My last post, advertising the magnificent new IQ album, sparked response from various people who contacted me using various methods, just to tell me they liked it too. I appreciate this and am aware that enabling comments on this blog would make it easier to leave feedback on such matters. Still, since I like to maintain the illusion that I’m only writing to myself and don’t really want to find out who or how many people actually read this blog, the option to comment will remain unavailable. It’s easier to voice opinions to an audience unseen. But I’m always glad to share something I enjoy, which, when it comes to music, isn’t very often.
I finally got around to reading ”Paperweight” by
Stephen Fry. Mr. Leinonen thrust the book upon me sometime last year and have refused to take it back on the several occasions I’ve tried to return it on the grounds that I’m absolutely never going to read it no matter what. Now that I actually am reading it, I’m very glad that in this case my definition of ”never” turned out wildly inaccurate. The kind of language mr. Fry uses is a pleasure to read even though I have to consult my dictionary every dozen or so words which is at times frustrating since looking a word up doesn’t automatically add it to my vocabulary. Sometimes I check up the same word for several days in a row, only to forget the meaning by the time I come across it again the next day. This can be very exasperating, but repetitio est mater studiorum, as the latin-speaking folks of times gone by were supposedly in the habit of saying in certain situations, most astutely.
I don’t know if they had a latin equivalent to ”forgetting is the father of frustration” but if they didn’t they clearly hadn’t thought things through properly and weren’t so astute after all. Examining the writings discovered on the walls in Pompeii might shed some light on this topic. Maybe they were too busy depicting various scenarios of sexual intercourse on their walls and had no time to think up witty and quibbly follow-ups to proverbs already established, those lusty latin libertines.
And now onto something else, seemingly unrelated but still cunningly interconnected to what I’ve been talking about so far. A year ago, everything was awesome as a new spring water called Plup was launched in Finland, with plenty of hullabaloo and expensive advertisement. Stefan Lindfors designed the container (it’s hard to call something like this a bottle) and a most exquisite and irresistible design it is too. This is what is says on their webpage, among other things: ”PLUP encourages consumers not to return the bottle, but rather to re-fill and re-use it. It’s highly durable and suitable for heavy use, such as hiking or boating.” Turns out Sunday afternoon picnicking doesn’t count as ”heavy use” but rather falls into a category of activities harder and more demanding than hiking or boating. And how do I know this? Because last Sunday, for a nice and cosy picnic in a sunny and lovely park, I had packed also a refilled Plup-bottle (or a container). After all the food and wine had been consumed, the refilled Plup-bottle (let’s agree it can be called a bottle, with certain reservations) remained untouched so back to the watertight picnic-basket it went, with other containers, and two paperback novels.

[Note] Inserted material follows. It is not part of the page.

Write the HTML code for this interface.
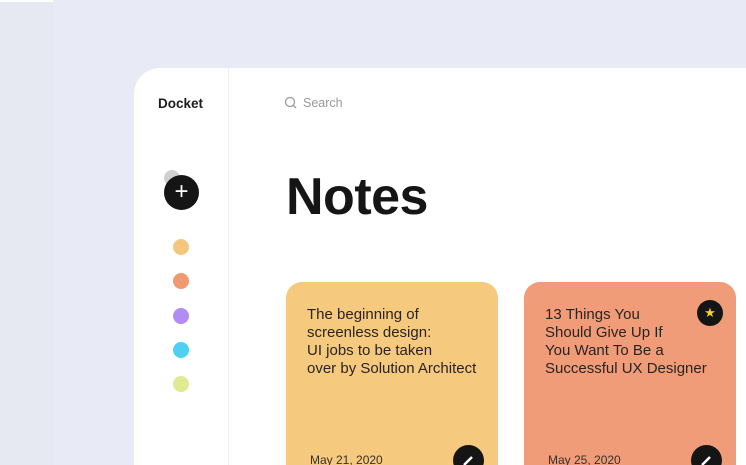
<!DOCTYPE html><html style="overflow:hidden"><head><style>
html,body{margin:0;width:746px;height:465px;overflow:hidden}
body{background:#e8ebf5;font-family:"Liberation Sans",sans-serif;position:relative}
.abs{position:absolute}
.dot{position:absolute;left:173px;width:16px;height:16px;border-radius:50%}
.card{position:absolute;top:282px;width:212px;height:200px;border-radius:16px;color:#2a2320}
.card p{margin:0;position:absolute;left:21px;top:24px;font-size:15px;line-height:18px}
.date{position:absolute;left:24px;top:171px;font-size:12px;color:#3a302a}
.pen{position:absolute;left:167px;top:163px;width:31px;height:31px;border-radius:50%;background:#151515}
</style></head><body>
<div class="abs" style="left:0;top:0;width:53px;height:465px;background:#e6e9f2"></div>
<div class="abs" style="left:0;top:0;width:53px;height:2px;background:#fff"></div>
<div class="abs" style="left:134px;top:68px;width:640px;height:397px;background:#fff;border-radius:26px 0 0 0"></div>
<div class="abs" style="left:228px;top:68px;width:1px;height:397px;background:#eeeeee"></div>
<div class="abs" style="left:158px;top:96px;font-size:13.5px;font-weight:bold;color:#1c1c1c">Docket</div>
<svg class="abs" style="left:284px;top:96px" width="14" height="14" viewBox="0 0 14 14"><circle cx="6" cy="6" r="4.5" fill="none" stroke="#999" stroke-width="1.3"/><path d="M9.3 9.3L12 12" stroke="#999" stroke-width="1.3"/></svg>
<div class="abs" style="left:303px;top:96px;font-size:12.5px;color:#999">Search</div>
<div class="abs" style="left:286px;top:167px;font-size:52px;font-weight:bold;color:#151515;letter-spacing:-0.5px">Notes</div>
<div class="abs" style="left:164px;top:170px;width:16px;height:16px;border-radius:50%;background:#d0d0d0"></div>
<div class="abs" style="left:164px;top:175px;width:35px;height:35px;border-radius:50%;background:#151515;color:#fff;font-size:24px;line-height:33px;text-align:center">+</div>
<div class="dot" style="top:239px;background:#f5c77e"></div>
<div class="dot" style="top:273px;background:#f09a72"></div>
<div class="dot" style="top:308px;background:#b28cf5"></div>
<div class="dot" style="top:342px;background:#4dd0f2"></div>
<div class="dot" style="top:376px;background:#e1e992"></div>
<div class="card" style="left:286px;background:#f5c97e"><p>The beginning of<br>screenless design:<br>UI jobs to be taken<br>over by Solution Architect</p><div class="date">May 21, 2020</div><div class="pen"><svg width="31" height="31"><path d="M11 20L19 12" stroke="#fff" stroke-width="2.5"/></svg></div></div>
<div class="card" style="left:524px;background:#f09c79"><p>13 Things You<br>Should Give Up If<br>You Want To Be a<br>Successful UX Designer</p><div class="date">May 25, 2020</div><div class="pen"><svg width="31" height="31"><path d="M11 20L19 12" stroke="#fff" stroke-width="2.5"/></svg></div>
<div class="abs" style="left:173px;top:18px;width:26px;height:26px;border-radius:50%;background:#151515;color:#f7d21e;font-size:13px;line-height:26px;text-align:center">★</div></div>
</body></html>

On returning home I discovered that all the 0,4 litres of water originally contained in the Plup-bottle were no longer in the Plup-bottle, due to a flimsy cork that clearly isn’t capable of holding liquids, but at the bottom of the watertight basket, with the paperback novels, one of which was this aforementioned ”Paperweight” by Stephen Fry, borrowed from mr. Leinonen. 4 dl is a surprisingly large amount of liquid when it’s in a pool somewhere it isn’t supposed to be, or in this case, absorbed into pages of a book. Plup might preserve the environment and the Baltic Sea but it failed to preserve the readability of a common paperback novel. So into the litter bin went the Plup-bottle and quickly towards Amazon.co.uk went I to get a new copy to replace the ruined one, shuddering at the prospect of mr. Leinonen finding out and wreaking merciless havoc upon my poor thoughtless person.
Summa summarum (as the romping Roman rascals of Pompeii might have said in between painting pictures of giant phalluses and reckless orgies on their walls): A new copy of ”Paperweight” was acquired for an excessively lucrative price of 0.01GBP plus postage (although the old copy, after having dried up, doesn’t look completely ruined either), I still like the design of Plup but will not buy another bottle of it (ungleefully sharing this resolution with a lot of other people too because according to this link Plup has flopped in a major way), the new IQ album continues to be excellent and I really need to find out more about the sensual way ancient Romans preferred to decorate their surroundings with.